In your copy, leave out the pictures; write out all the data exactly.

+ + + + + + +

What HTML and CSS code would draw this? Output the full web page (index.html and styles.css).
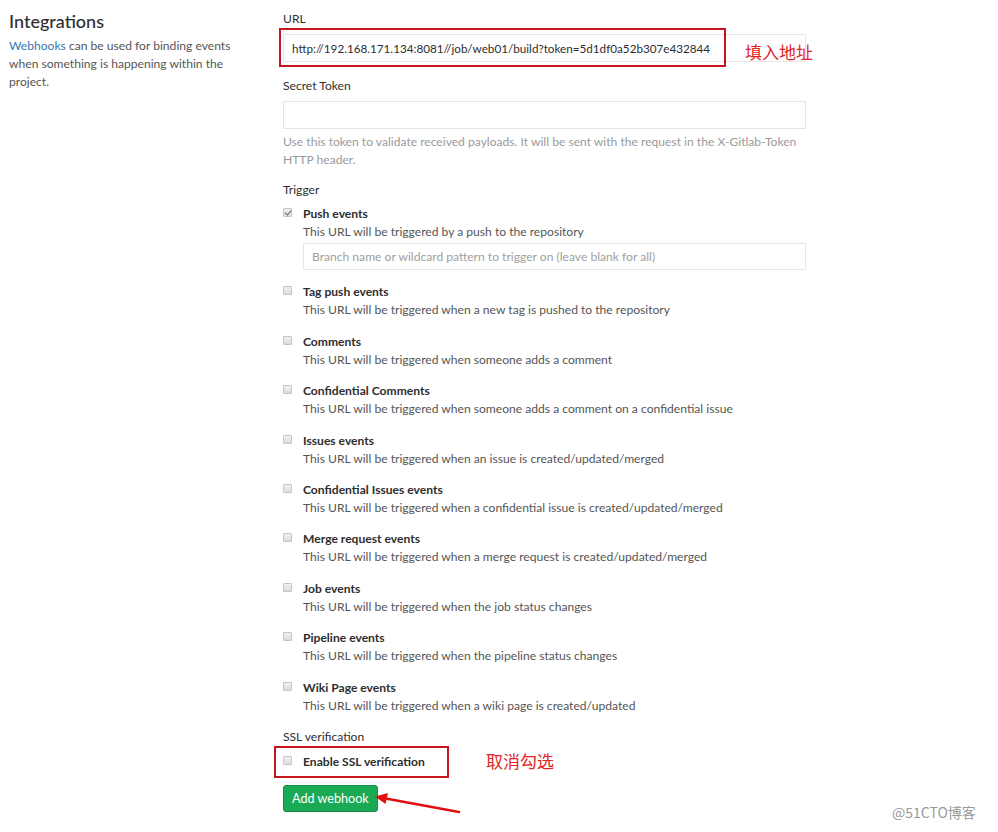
FILE: index.html
```html
<!DOCTYPE html>
<html>
<head>
  <meta charset="UTF-8">
  <title>Integrations</title>
  <link rel="stylesheet" href="styles.css">
</head>
<body>
  <div class="page">
    <div class="sidebar">
      <h4 class="title">Integrations</h4>
      <p class="intro"><a href="#">Webhooks</a> can be used for binding events when something is happening within the project.</p>
    </div>

    <form class="hook-form">
      <label class="label" for="url">URL</label>
      <input class="field url" type="text" id="url" value="http://192.168.171.134:8081//job/web01/build?token=5d1df0a52b307e432844">

      <label class="label gap" for="token">Secret Token</label>
      <input class="field" type="text" id="token">
      <p class="help">Use this token to validate received payloads. It will be sent with the request in the X-Gitlab-Token HTTP header.</p>

      <div class="label trigger">Trigger</div>

      <div class="option">
        <input type="checkbox" class="check" checked>
        <div class="option-body">
          <div class="option-title">Push events</div>
          <div class="option-desc">This URL will be triggered by a push to the repository</div>
          <input class="field branch" type="text" placeholder="Branch name or wildcard pattern to trigger on (leave blank for all)">
        </div>
      </div>

      <div class="option">
        <input type="checkbox" class="check">
        <div class="option-body">
          <div class="option-title">Tag push events</div>
          <div class="option-desc">This URL will be triggered when a new tag is pushed to the repository</div>
        </div>
      </div>

      <div class="option">
        <input type="checkbox" class="check">
        <div class="option-body">
          <div class="option-title">Comments</div>
          <div class="option-desc">This URL will be triggered when someone adds a comment</div>
        </div>
      </div>

      <div class="option">
        <input type="checkbox" class="check">
        <div class="option-body">
          <div class="option-title">Confidential Comments</div>
          <div class="option-desc">This URL will be triggered when someone adds a comment on a confidential issue</div>
        </div>
      </div>

      <div class="option">
        <input type="checkbox" class="check">
        <div class="option-body">
          <div class="option-title">Issues events</div>
          <div class="option-desc">This URL will be triggered when an issue is created/updated/merged</div>
        </div>
      </div>

      <div class="option">
        <input type="checkbox" class="check">
        <div class="option-body">
          <div class="option-title">Confidential Issues events</div>
          <div class="option-desc">This URL will be triggered when a confidential issue is created/updated/merged</div>
        </div>
      </div>

      <div class="option">
        <input type="checkbox" class="check">
        <div class="option-body">
          <div class="option-title">Merge request events</div>
          <div class="option-desc">This URL will be triggered when a merge request is created/updated/merged</div>
        </div>
      </div>

      <div class="option">
        <input type="checkbox" class="check">
        <div class="option-body">
          <div class="option-title">Job events</div>
          <div class="option-desc">This URL will be triggered when the job status changes</div>
        </div>
      </div>

      <div class="option">
        <input type="checkbox" class="check">
        <div class="option-body">
          <div class="option-title">Pipeline events</div>
          <div class="option-desc">This URL will be triggered when the pipeline status changes</div>
        </div>
      </div>

      <div class="option">
        <input type="checkbox" class="check">
        <div class="option-body">
          <div class="option-title">Wiki Page events</div>
          <div class="option-desc">This URL will be triggered when a wiki page is created/updated</div>
        </div>
      </div>

      <div class="label ssl-label">SSL verification</div>
      <div class="option ssl">
        <input type="checkbox" class="check">
        <div class="option-body">
          <div class="option-title">Enable SSL verification</div>
        </div>
      </div>

      <button type="button" class="btn-create">Add webhook</button>
    </form>
  </div>

  <!-- screenshot annotations -->
  <div class="mark mark-url"></div>
  <div class="note note-url">填入地址</div>
  <div class="mark mark-ssl"></div>
  <div class="note note-ssl">取消勾选</div>
  <svg class="arrow" width="90" height="24" viewBox="0 0 90 24">
    <line x1="86" y1="20" x2="10" y2="6" stroke="#e01010" stroke-width="2.5" stroke-linecap="round"/>
    <path d="M2 4.5 L15 1 L12.5 12 Z" fill="#e01010"/>
  </svg>
  <div class="watermark">@51CTO博客</div>
</body>
</html>
```

FILE: styles.css
```css
/* Base */
body, html {
  margin: 0;
  padding: 0;
  background-color: #fff;
  font-family: Lato, "Noto Sans", "Noto Sans CJK SC", sans-serif;
  font-size: 12.1px;
  color: #2e2e2e;
}

.page {
  display: flex;
  padding-top: 10px;
}

/* Left column */
.sidebar {
  width: 274px;
  padding-left: 9px;
  box-sizing: border-box;
}

.title {
  margin: -1px 0 0;
  font-size: 18px;
  font-weight: 500;
  line-height: 24px;
  color: #2e2e2e;
}

.intro {
  margin: 4px 0 0;
  width: 230px;
  line-height: 18px;
  color: #555;
}

.intro a {
  color: #3777b0;
  text-decoration: none;
}

/* Form column */
.hook-form {
  width: 523px;
  margin-left: 9px;
}

.label {
  display: block;
  line-height: 18px;
  margin-bottom: 6px;
  color: #2e2e2e;
}

.label.gap {
  margin-top: 15px;
}

.field {
  display: block;
  width: 100%;
  height: 28px;
  box-sizing: border-box;
  margin: 0;
  padding: 0 8px;
  border: 1px solid #e5e5e5;
  border-radius: 0;
  font-family: inherit;
  font-size: 12.1px;
  color: #2e2e2e;
  background: #fff;
  outline: none;
}

.field.url {
  font-size: 11.7px;
}

.field::placeholder {
  color: #a0a0a0;
}

.help {
  margin: 4px 0 0;
  width: 515px;
  line-height: 17.5px;
  color: #9a9a9a;
}

.trigger {
  margin-top: 13px;
}

/* Trigger options */
.option {
  display: flex;
  margin-bottom: 13.4px;
}

.check {
  -webkit-appearance: none;
  appearance: none;
  flex: none;
  width: 9px;
  height: 9px;
  margin: 3px 11px 0 0;
  border: 1px solid #c4c4c4;
  border-radius: 1px;
  background: linear-gradient(#f0f0f0, #dcdcdc);
  position: relative;
}

.check:checked::after {
  content: "";
  position: absolute;
  left: 2px;
  top: 0;
  width: 3px;
  height: 5px;
  border: solid #666;
  border-width: 0 1.5px 1.5px 0;
  transform: rotate(40deg);
}

.option-body {
  flex: 1;
}

.option-title {
  font-weight: 700;
  line-height: 18px;
}

.option-desc {
  line-height: 18px;
  color: #555;
}

.branch {
  margin-top: 2px;
  height: 27px;
}

.ssl-label {
  margin-top: 0;
  margin-bottom: 7px;
}

.option.ssl {
  margin-bottom: 14px;
}

/* Submit button */
.btn-create {
  display: block;
  height: 27px;
  padding: 0 8px;
  font-family: inherit;
  font-size: 12.6px;
  color: #fff;
  background-color: #1aaa55;
  border: 1px solid #168f48;
  border-radius: 3px;
  cursor: pointer;
}

/* Annotations drawn over the screenshot */
.mark {
  position: absolute;
  border: 2px solid #c4161c;
  box-sizing: border-box;
}

.mark-url {
  left: 279px;
  top: 28px;
  width: 447px;
  height: 39px;
}

.mark-ssl {
  left: 274px;
  top: 746px;
  width: 175px;
  height: 32px;
}

.note {
  position: absolute;
  font-family: "Noto Sans CJK SC", sans-serif;
  font-size: 17px;
  line-height: 22px;
  color: #e02424;
}

.note-url {
  left: 745px;
  top: 41px;
}

.note-ssl {
  left: 486px;
  top: 750px;
}

.arrow {
  position: absolute;
  left: 373px;
  top: 792px;
}

.watermark {
  position: absolute;
  left: 892px;
  top: 803px;
  font-family: "Noto Sans CJK SC", sans-serif;
  font-size: 14px;
  line-height: 18px;
  color: #9a9a9a;
}
```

+ + + + + + +

- EXERCISE RESULT -
What HTML and CSS code would draw this? Output the full web page (index.html and styles.css).
FILE: index.html
```html
<!DOCTYPE html>
<html>
<head>
  <meta charset="UTF-8">
  <title>Integrations</title>
  <link rel="stylesheet" href="styles.css">
</head>
<body>
  <div class="page">
    <div class="sidebar">
      <h4 class="title">Integrations</h4>
      <p class="intro"><a href="#">Webhooks</a> can be used for binding events when something is happening within the project.</p>
    </div>

    <form class="hook-form">
      <label class="label" for="url">URL</label>
      <input class="field url" type="text" id="url" value="http://192.168.171.134:8081//job/web01/build?token=5d1df0a52b307e432844">

      <label class="label gap" for="token">Secret Token</label>
      <input class="field" type="text" id="token">
      <p class="help">Use this token to validate received payloads. It will be sent with the request in the X-Gitlab-Token HTTP header.</p>

      <div class="label trigger">Trigger</div>

      <div class="option">
        <input type="checkbox" class="check" checked>
        <div class="option-body">
          <div class="option-title">Push events</div>
          <div class="option-desc">This URL will be triggered by a push to the repository</div>
          <input class="field branch" type="text" placeholder="Branch name or wildcard pattern to trigger on (leave blank for all)">
        </div>
      </div>

      <div class="option">
        <input type="checkbox" class="check">
        <div class="option-body">
          <div class="option-title">Tag push events</div>
          <div class="option-desc">This URL will be triggered when a new tag is pushed to the repository</div>
        </div>
      </div>

      <div class="option">
        <input type="checkbox" class="check">
        <div class="option-body">
          <div class="option-title">Comments</div>
          <div class="option-desc">This URL will be triggered when someone adds a comment</div>
        </div>
      </div>

      <div class="option">
        <input type="checkbox" class="check">
        <div class="option-body">
          <div class="option-title">Confidential Comments</div>
          <div class="option-desc">This URL will be triggered when someone adds a comment on a confidential issue</div>
        </div>
      </div>

      <div class="option">
        <input type="checkbox" class="check">
        <div class="option-body">
          <div class="option-title">Issues events</div>
          <div class="option-desc">This URL will be triggered when an issue is created/updated/merged</div>
        </div>
      </div>

      <div class="option">
        <input type="checkbox" class="check">
        <div class="option-body">
          <div class="option-title">Confidential Issues events</div>
          <div class="option-desc">This URL will be triggered when a confidential issue is created/updated/merged</div>
        </div>
      </div>

      <div class="option">
        <input type="checkbox" class="check">
        <div class="option-body">
          <div class="option-title">Merge request events</div>
          <div class="option-desc">This URL will be triggered when a merge request is created/updated/merged</div>
        </div>
      </div>

      <div class="option">
        <input type="checkbox" class="check">
        <div class="option-body">
          <div class="option-title">Job events</div>
          <div class="option-desc">This URL will be triggered when the job status changes</div>
        </div>
      </div>

      <div class="option">
        <input type="checkbox" class="check">
        <div class="option-body">
          <div class="option-title">Pipeline events</div>
          <div class="option-desc">This URL will be triggered when the pipeline status changes</div>
        </div>
      </div>

      <div class="option">
        <input type="checkbox" class="check">
        <div class="option-body">
          <div class="option-title">Wiki Page events</div>
          <div class="option-desc">This URL will be triggered when a wiki page is created/updated</div>
        </div>
      </div>

      <div class="label ssl-label">SSL verification</div>
      <div class="option ssl">
        <input type="checkbox" class="check">
        <div class="option-body">
          <div class="option-title">Enable SSL verification</div>
        </div>
      </div>

      <button type="button" class="btn-create">Add webhook</button>
    </form>
  </div>

  <!-- screenshot annotations -->
  <div class="mark mark-url"></div>
  <div class="note note-url">填入地址</div>
  <div class="mark mark-ssl"></div>
  <div class="note note-ssl">取消勾选</div>
  <svg class="arrow" width="90" height="24" viewBox="0 0 90 24">
    <line x1="86" y1="20" x2="10" y2="6" stroke="#e01010" stroke-width="2.5" stroke-linecap="round"/>
    <path d="M2 4.5 L15 1 L12.5 12 Z" fill="#e01010"/>
  </svg>
  <div class="watermark">@51CTO博客</div>
</body>
</html>
```

FILE: styles.css
```css
/* Base */
body, html {
  margin: 0;
  padding: 0;
  background-color: #fff;
  font-family: Lato, "Noto Sans", "Noto Sans CJK SC", sans-serif;
  font-size: 12.1px;
  color: #2e2e2e;
}

.page {
  display: flex;
  padding-top: 10px;
}

/* Left column */
.sidebar {
  width: 274px;
  padding-left: 9px;
  box-sizing: border-box;
}

.title {
  margin: -1px 0 0;
  font-size: 18px;
  font-weight: 500;
  line-height: 24px;
  color: #2e2e2e;
}

.intro {
  margin: 4px 0 0;
  width: 230px;
  line-height: 18px;
  color: #555;
}

.intro a {
  color: #3777b0;
  text-decoration: none;
}

/* Form column */
.hook-form {
  width: 523px;
  margin-left: 9px;
}

.label {
  display: block;
  line-height: 18px;
  margin-bottom: 6px;
  color: #2e2e2e;
}

.label.gap {
  margin-top: 15px;
}

.field {
  display: block;
  width: 100%;
  height: 28px;
  box-sizing: border-box;
  margin: 0;
  padding: 0 8px;
  border: 1px solid #e5e5e5;
  border-radius: 0;
  font-family: inherit;
  font-size: 12.1px;
  color: #2e2e2e;
  background: #fff;
  outline: none;
}

.field.url {
  font-size: 11.7px;
}

.field::placeholder {
  color: #a0a0a0;
}

.help {
  margin: 4px 0 0;
  width: 515px;
  line-height: 17.5px;
  color: #9a9a9a;
}

.trigger {
  margin-top: 13px;
}

/* Trigger options */
.option {
  display: flex;
  margin-bottom: 13.4px;
}

.check {
  -webkit-appearance: none;
  appearance: none;
  flex: none;
  width: 9px;
  height: 9px;
  margin: 3px 11px 0 0;
  border: 1px solid #c4c4c4;
  border-radius: 1px;
  background: linear-gradient(#f0f0f0, #dcdcdc);
  position: relative;
}

.check:checked::after {
  content: "";
  position: absolute;
  left: 2px;
  top: 0;
  width: 3px;
  height: 5px;
  border: solid #666;
  border-width: 0 1.5px 1.5px 0;
  transform: rotate(40deg);
}

.option-body {
  flex: 1;
}

.option-title {
  font-weight: 700;
  line-height: 18px;
}

.option-desc {
  line-height: 18px;
  color: #555;
}

.branch {
  margin-top: 2px;
  height: 27px;
}

.ssl-label {
  margin-top: 0;
  margin-bottom: 7px;
}

.option.ssl {
  margin-bottom: 14px;
}

/* Submit button */
.btn-create {
  display: block;
  height: 27px;
  padding: 0 8px;
  font-family: inherit;
  font-size: 12.6px;
  color: #fff;
  background-color: #1aaa55;
  border: 1px solid #168f48;
  border-radius: 3px;
  cursor: pointer;
}

/* Annotations drawn over the screenshot */
.mark {
  position: absolute;
  border: 2px solid #c4161c;
  box-sizing: border-box;
}

.mark-url {
  left: 279px;
  top: 28px;
  width: 447px;
  height: 39px;
}

.mark-ssl {
  left: 274px;
  top: 746px;
  width: 175px;
  height: 32px;
}

.note {
  position: absolute;
  font-family: "Noto Sans CJK SC", sans-serif;
  font-size: 17px;
  line-height: 22px;
  color: #e02424;
}

.note-url {
  left: 745px;
  top: 41px;
}

.note-ssl {
  left: 486px;
  top: 750px;
}

.arrow {
  position: absolute;
  left: 373px;
  top: 792px;
}

.watermark {
  position: absolute;
  left: 892px;
  top: 803px;
  font-family: "Noto Sans CJK SC", sans-serif;
  font-size: 14px;
  line-height: 18px;
  color: #9a9a9a;
}
```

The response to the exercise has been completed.